The facts: 1:10 p.m., CSN, 670-AM, 97.5-FM.

The starters: Hector Santiago (3-7, 3.37 ERA) vs. Samuel Deduno (7-6, 3.54).

Updated: September 19, 2013 10:19AM

MINNEAPOLIS — Josh Phegley was preparing to catch White Sox lefty Chris Sale on Saturday, and needless to say, he was looking ­forward to it.

“I’ve probably seen pitches like his with that much break, but from the angle it comes at from him, it’s unique,’’ Phegley said. “You can tell from how the hitters react. He gets a lot of takes from righties who don’t think it’s coming back that far and lefties bailing out of the box.’’

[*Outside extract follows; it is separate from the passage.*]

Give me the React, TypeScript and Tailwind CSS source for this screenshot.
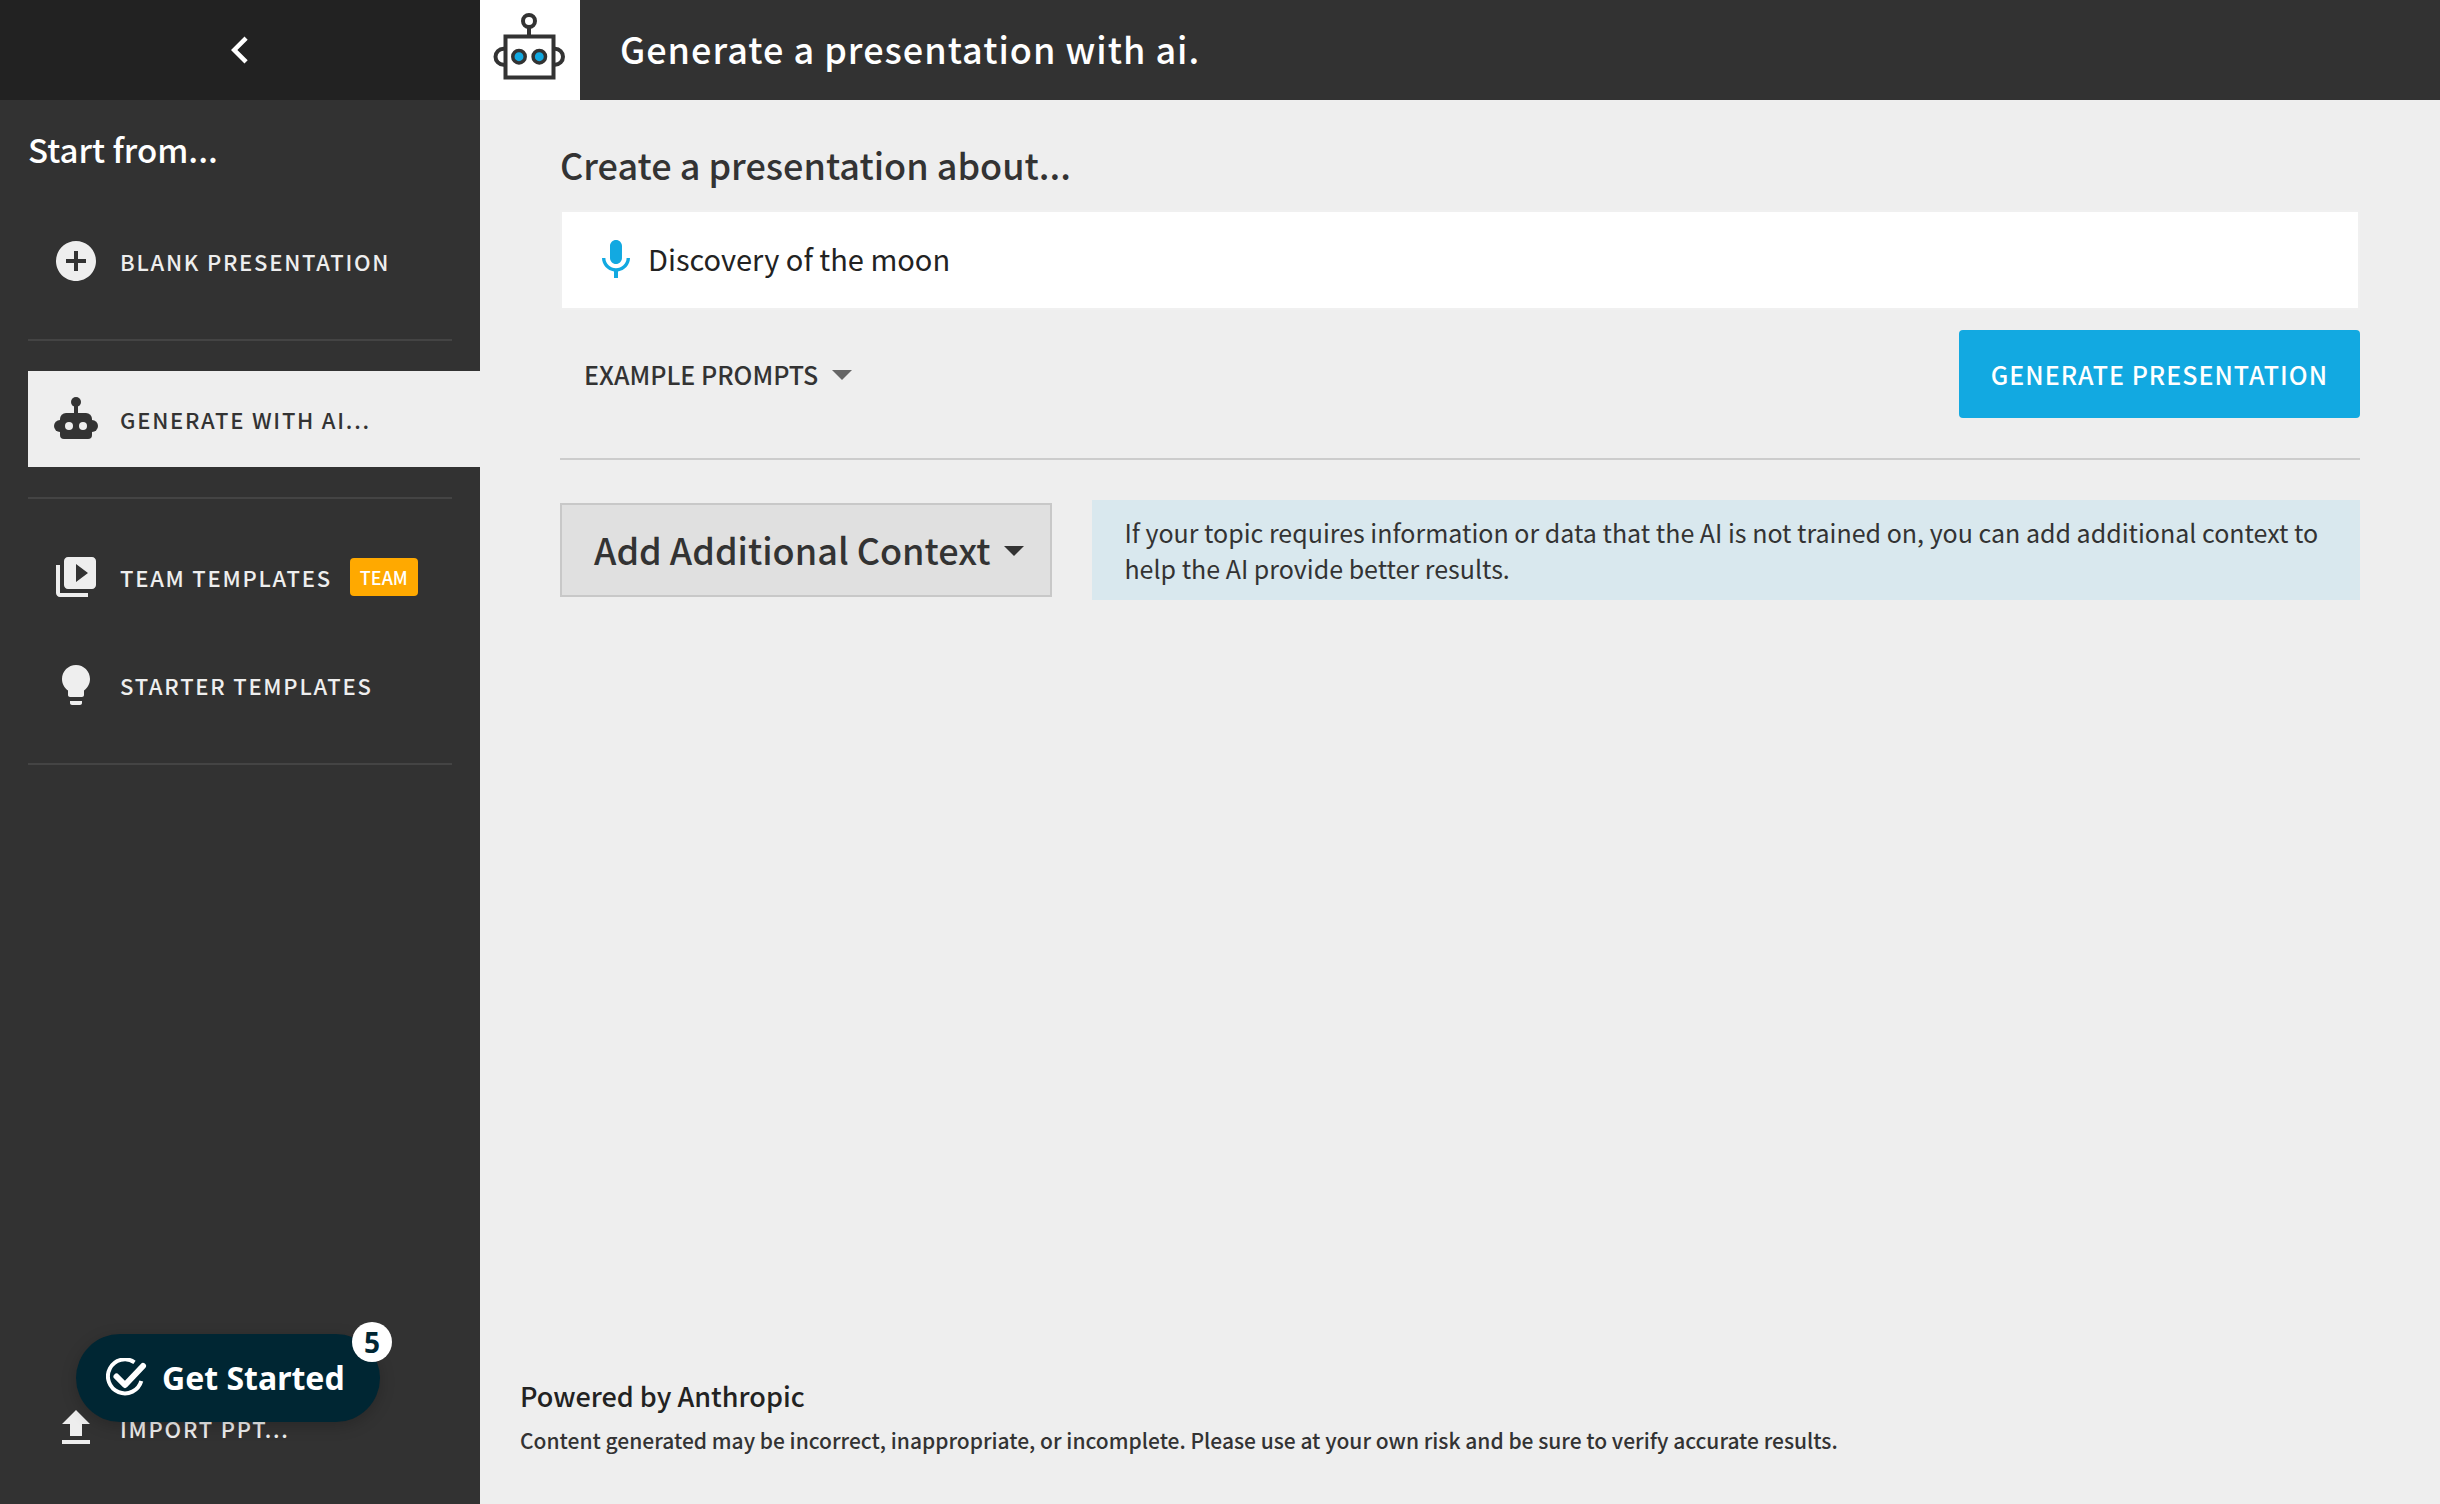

It must be nice having the best seat in the house to watch who Detroit Tigers veteran outfielder Torii Hunter called “definitely the best lefty in the game’’ last week.

That was some kind of high praise for the Sox’ 24-year-old two-time All-Star, ‘‘especially for somebody like Torii to say that about Chris,’’ Phegley said. “He’s faced a lot of guys. That’s pretty impressive.’’

Sale didn’t feel like the game’s best lefty in the Sox’ 8-5 victory against the Minnesota Twins on Saturday night, the Sox’ second consecutive victory and, for the first time this season — because of poor run support — Sale’s third win in a row.

Sale, who gave up nine hits over seven innings, was roughed up for three runs in the third inning, but no more after that. He struck out eight.

“Well, we won, so, any time you come back in with a ‘W’ you feel good about it,’’ Sale (9-11, 2.78 ERA) said in a noisy visitors clubhouse at Target Field. “Obviously you want to change some things that happened in the third inning especially, but a win is a win. The music’s playing, people are smiling, and we’re good to go.’’

“He’s going to compete as hard as anybody and he has some of the best stuff,’’ Phegley said. “That’s a good combination. Makes my job easier, knowing he’s going to throw something that’s nasty and tough to hit.’’

While not at his best, Sale had to tap deeper into his competitive tank on Saturday. After striking out the first three Twins and retiring the first eight batters with five strikeouts, the Twins reeled off four hits, including a two-run double off the wall by Joe Mauer and another double by Josh Willingham.

Just like that, Sale trailed 3-1. But his teammates, who have given him the worst run support of any pitcher in the majors, perked up with a four-run splash in the fourth — also after two outs — against lefty Andrew Albers (2-1). Adam Dunn (3-for-4) and Avisail Garcia (RBI) doubled, Jeff Keppinger walked and Dayan Viciedo hit a three-run homer.

“I know — he gets all the runs,’’ manager Robin Ventura said sarcastically. “I don’t think he’s feeling fortunate, but it’s nice to get.

“You’ve seen him better, but he’s been better and lost, too, so he’ll take it.’’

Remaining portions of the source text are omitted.